DATA EXTRACT |
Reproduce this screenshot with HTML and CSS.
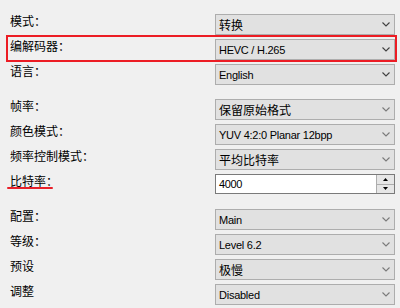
FILE: index.html
```html
<!DOCTYPE html>
<html lang="zh-CN">
<head>
<meta charset="utf-8">
<title>编码设置</title>
<link rel="stylesheet" href="styles.css">
</head>
<body>
<div class="panel">
  <div class="group">
    <div class="row">
      <span class="label">模式：</span>
      <div class="select cjk"><span>转换</span><svg class="chev" viewBox="0 0 8 5"><polyline points="0.5,0.5 4,4 7.5,0.5"/></svg></div>
    </div>
    <div class="row">
      <div class="highlight"></div>
      <span class="label">编解码器：</span>
      <div class="select"><span>HEVC / H.265</span><svg class="chev" viewBox="0 0 8 5"><polyline points="0.5,0.5 4,4 7.5,0.5"/></svg></div>
    </div>
    <div class="row">
      <span class="label">语言：</span>
      <div class="select"><span>English</span><svg class="chev" viewBox="0 0 8 5"><polyline points="0.5,0.5 4,4 7.5,0.5"/></svg></div>
    </div>
  </div>
  <div class="group">
    <div class="row">
      <span class="label">帧率：</span>
      <div class="select cjk dim"><span>保留原始格式</span><svg class="chev" viewBox="0 0 8 5"><polyline points="0.5,0.5 4,4 7.5,0.5"/></svg></div>
    </div>
    <div class="row">
      <span class="label">颜色模式：</span>
      <div class="select dim"><span>YUV 4:2:0 Planar 12bpp</span><svg class="chev" viewBox="0 0 8 5"><polyline points="0.5,0.5 4,4 7.5,0.5"/></svg></div>
    </div>
    <div class="row">
      <span class="label">频率控制模式：</span>
      <div class="select cjk dim"><span>平均比特率</span><svg class="chev" viewBox="0 0 8 5"><polyline points="0.5,0.5 4,4 7.5,0.5"/></svg></div>
    </div>
    <div class="row">
      <span class="label">比特率：</span>
      <div class="underline"></div>
      <div class="spin">
        <span class="spin-value">4000</span>
        <div class="spin-buttons">
          <div class="spin-btn"><svg viewBox="0 0 5 3"><polygon points="0,3 2.5,0 5,3"/></svg></div>
          <div class="spin-btn"><svg viewBox="0 0 5 3"><polygon points="0,0 5,0 2.5,3"/></svg></div>
        </div>
      </div>
    </div>
  </div>
  <div class="group">
    <div class="row">
      <span class="label">配置：</span>
      <div class="select dim"><span>Main</span><svg class="chev" viewBox="0 0 8 5"><polyline points="0.5,0.5 4,4 7.5,0.5"/></svg></div>
    </div>
    <div class="row">
      <span class="label">等级：</span>
      <div class="select dim"><span>Level 6.2</span><svg class="chev" viewBox="0 0 8 5"><polyline points="0.5,0.5 4,4 7.5,0.5"/></svg></div>
    </div>
    <div class="row">
      <span class="label">预设</span>
      <div class="select cjk dim"><span>极慢</span><svg class="chev" viewBox="0 0 8 5"><polyline points="0.5,0.5 4,4 7.5,0.5"/></svg></div>
    </div>
    <div class="row">
      <span class="label">调整</span>
      <div class="select dim"><span>Disabled</span><svg class="chev" viewBox="0 0 8 5"><polyline points="0.5,0.5 4,4 7.5,0.5"/></svg></div>
    </div>
  </div>
</div>
</body>
</html>
```
FILE: styles.css
```css
html, body {
  margin: 0;
  padding: 0;
  background: #f0f0f0;
}
body {
  width: 400px;
  height: 308px;
  overflow: hidden;
  font-family: "Noto Sans CJK SC", "Liberation Sans", sans-serif;
  color: #000;
}
.panel {
  padding: 14px 5px 0 10px;
  display: flex;
  flex-direction: column;
  gap: 14px;
}
.group {
  display: flex;
  flex-direction: column;
  gap: 4px;
}
.row {
  position: relative;
  display: grid;
  grid-template-columns: 205px 180px;
  height: 21px;
}
.label {
  font-size: 12px;
  line-height: 14px;
  padding-top: 0;
  white-space: nowrap;
}
.select {
  box-sizing: border-box;
  height: 21px;
  border: 1px solid #adadad;
  background: #e1e1e1;
  display: flex;
  align-items: center;
  justify-content: space-between;
  padding: 0 4px 0 3px;
  font-family: "Liberation Sans", sans-serif;
  font-size: 11px;
  letter-spacing: -0.25px;
}
.select.cjk {
  font-family: "Noto Sans CJK SC", sans-serif;
  font-size: 12px;
  letter-spacing: 0;
}
.chev {
  width: 8px;
  height: 5px;
  fill: none;
  stroke: #404040;
  stroke-width: 1.1;
  margin-right: 0;
}
.dim .chev {
  stroke: #7a7a7a;
}
.highlight {
  position: absolute;
  left: -4px;
  top: -4px;
  width: 391px;
  height: 27px;
  box-sizing: border-box;
  border: 2px solid #ec1c24;
  pointer-events: none;
}
.underline {
  position: absolute;
  left: -3px;
  top: 13px;
  width: 46px;
  height: 2px;
  border-radius: 1px;
  background: #e8202a;
}
.spin {
  box-sizing: border-box;
  height: 20px;
  border: 1px solid #7a7a7a;
  background: #fff;
  display: flex;
  align-items: center;
  justify-content: space-between;
  padding-left: 3px;
  font-family: "Liberation Sans", sans-serif;
  font-size: 11px;
  letter-spacing: -0.4px;
}
.spin-buttons {
  align-self: stretch;
  width: 17px;
  display: flex;
  flex-direction: column;
  border-left: 1px solid #adadad;
}
.spin-btn {
  flex: 1;
  display: flex;
  align-items: center;
  justify-content: center;
  background: #e6e6e6;
}
.spin-btn + .spin-btn {
  border-top: 1px solid #adadad;
}
.spin-btn svg {
  width: 5px;
  height: 3px;
  fill: #000;
}
```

WRITTEN EXERCISE | Write out the listing above again, exactly, but with no pictures in the copy.

FINISHED TASK |
Reproduce this screenshot with HTML and CSS.
FILE: index.html
```html
<!DOCTYPE html>
<html lang="zh-CN">
<head>
<meta charset="utf-8">
<title>编码设置</title>
<link rel="stylesheet" href="styles.css">
</head>
<body>
<div class="panel">
  <div class="group">
    <div class="row">
      <span class="label">模式：</span>
      <div class="select cjk"><span>转换</span><svg class="chev" viewBox="0 0 8 5"><polyline points="0.5,0.5 4,4 7.5,0.5"/></svg></div>
    </div>
    <div class="row">
      <div class="highlight"></div>
      <span class="label">编解码器：</span>
      <div class="select"><span>HEVC / H.265</span><svg class="chev" viewBox="0 0 8 5"><polyline points="0.5,0.5 4,4 7.5,0.5"/></svg></div>
    </div>
    <div class="row">
      <span class="label">语言：</span>
      <div class="select"><span>English</span><svg class="chev" viewBox="0 0 8 5"><polyline points="0.5,0.5 4,4 7.5,0.5"/></svg></div>
    </div>
  </div>
  <div class="group">
    <div class="row">
      <span class="label">帧率：</span>
      <div class="select cjk dim"><span>保留原始格式</span><svg class="chev" viewBox="0 0 8 5"><polyline points="0.5,0.5 4,4 7.5,0.5"/></svg></div>
    </div>
    <div class="row">
      <span class="label">颜色模式：</span>
      <div class="select dim"><span>YUV 4:2:0 Planar 12bpp</span><svg class="chev" viewBox="0 0 8 5"><polyline points="0.5,0.5 4,4 7.5,0.5"/></svg></div>
    </div>
    <div class="row">
      <span class="label">频率控制模式：</span>
      <div class="select cjk dim"><span>平均比特率</span><svg class="chev" viewBox="0 0 8 5"><polyline points="0.5,0.5 4,4 7.5,0.5"/></svg></div>
    </div>
    <div class="row">
      <span class="label">比特率：</span>
      <div class="underline"></div>
      <div class="spin">
        <span class="spin-value">4000</span>
        <div class="spin-buttons">
          <div class="spin-btn"><svg viewBox="0 0 5 3"><polygon points="0,3 2.5,0 5,3"/></svg></div>
          <div class="spin-btn"><svg viewBox="0 0 5 3"><polygon points="0,0 5,0 2.5,3"/></svg></div>
        </div>
      </div>
    </div>
  </div>
  <div class="group">
    <div class="row">
      <span class="label">配置：</span>
      <div class="select dim"><span>Main</span><svg class="chev" viewBox="0 0 8 5"><polyline points="0.5,0.5 4,4 7.5,0.5"/></svg></div>
    </div>
    <div class="row">
      <span class="label">等级：</span>
      <div class="select dim"><span>Level 6.2</span><svg class="chev" viewBox="0 0 8 5"><polyline points="0.5,0.5 4,4 7.5,0.5"/></svg></div>
    </div>
    <div class="row">
      <span class="label">预设</span>
      <div class="select cjk dim"><span>极慢</span><svg class="chev" viewBox="0 0 8 5"><polyline points="0.5,0.5 4,4 7.5,0.5"/></svg></div>
    </div>
    <div class="row">
      <span class="label">调整</span>
      <div class="select dim"><span>Disabled</span><svg class="chev" viewBox="0 0 8 5"><polyline points="0.5,0.5 4,4 7.5,0.5"/></svg></div>
    </div>
  </div>
</div>
</body>
</html>
```
FILE: styles.css
```css
html, body {
  margin: 0;
  padding: 0;
  background: #f0f0f0;
}
body {
  width: 400px;
  height: 308px;
  overflow: hidden;
  font-family: "Noto Sans CJK SC", "Liberation Sans", sans-serif;
  color: #000;
}
.panel {
  padding: 14px 5px 0 10px;
  display: flex;
  flex-direction: column;
  gap: 14px;
}
.group {
  display: flex;
  flex-direction: column;
  gap: 4px;
}
.row {
  position: relative;
  display: grid;
  grid-template-columns: 205px 180px;
  height: 21px;
}
.label {
  font-size: 12px;
  line-height: 14px;
  padding-top: 0;
  white-space: nowrap;
}
.select {
  box-sizing: border-box;
  height: 21px;
  border: 1px solid #adadad;
  background: #e1e1e1;
  display: flex;
  align-items: center;
  justify-content: space-between;
  padding: 0 4px 0 3px;
  font-family: "Liberation Sans", sans-serif;
  font-size: 11px;
  letter-spacing: -0.25px;
}
.select.cjk {
  font-family: "Noto Sans CJK SC", sans-serif;
  font-size: 12px;
  letter-spacing: 0;
}
.chev {
  width: 8px;
  height: 5px;
  fill: none;
  stroke: #404040;
  stroke-width: 1.1;
  margin-right: 0;
}
.dim .chev {
  stroke: #7a7a7a;
}
.highlight {
  position: absolute;
  left: -4px;
  top: -4px;
  width: 391px;
  height: 27px;
  box-sizing: border-box;
  border: 2px solid #ec1c24;
  pointer-events: none;
}
.underline {
  position: absolute;
  left: -3px;
  top: 13px;
  width: 46px;
  height: 2px;
  border-radius: 1px;
  background: #e8202a;
}
.spin {
  box-sizing: border-box;
  height: 20px;
  border: 1px solid #7a7a7a;
  background: #fff;
  display: flex;
  align-items: center;
  justify-content: space-between;
  padding-left: 3px;
  font-family: "Liberation Sans", sans-serif;
  font-size: 11px;
  letter-spacing: -0.4px;
}
.spin-buttons {
  align-self: stretch;
  width: 17px;
  display: flex;
  flex-direction: column;
  border-left: 1px solid #adadad;
}
.spin-btn {
  flex: 1;
  display: flex;
  align-items: center;
  justify-content: center;
  background: #e6e6e6;
}
.spin-btn + .spin-btn {
  border-top: 1px solid #adadad;
}
.spin-btn svg {
  width: 5px;
  height: 3px;
  fill: #000;
}
```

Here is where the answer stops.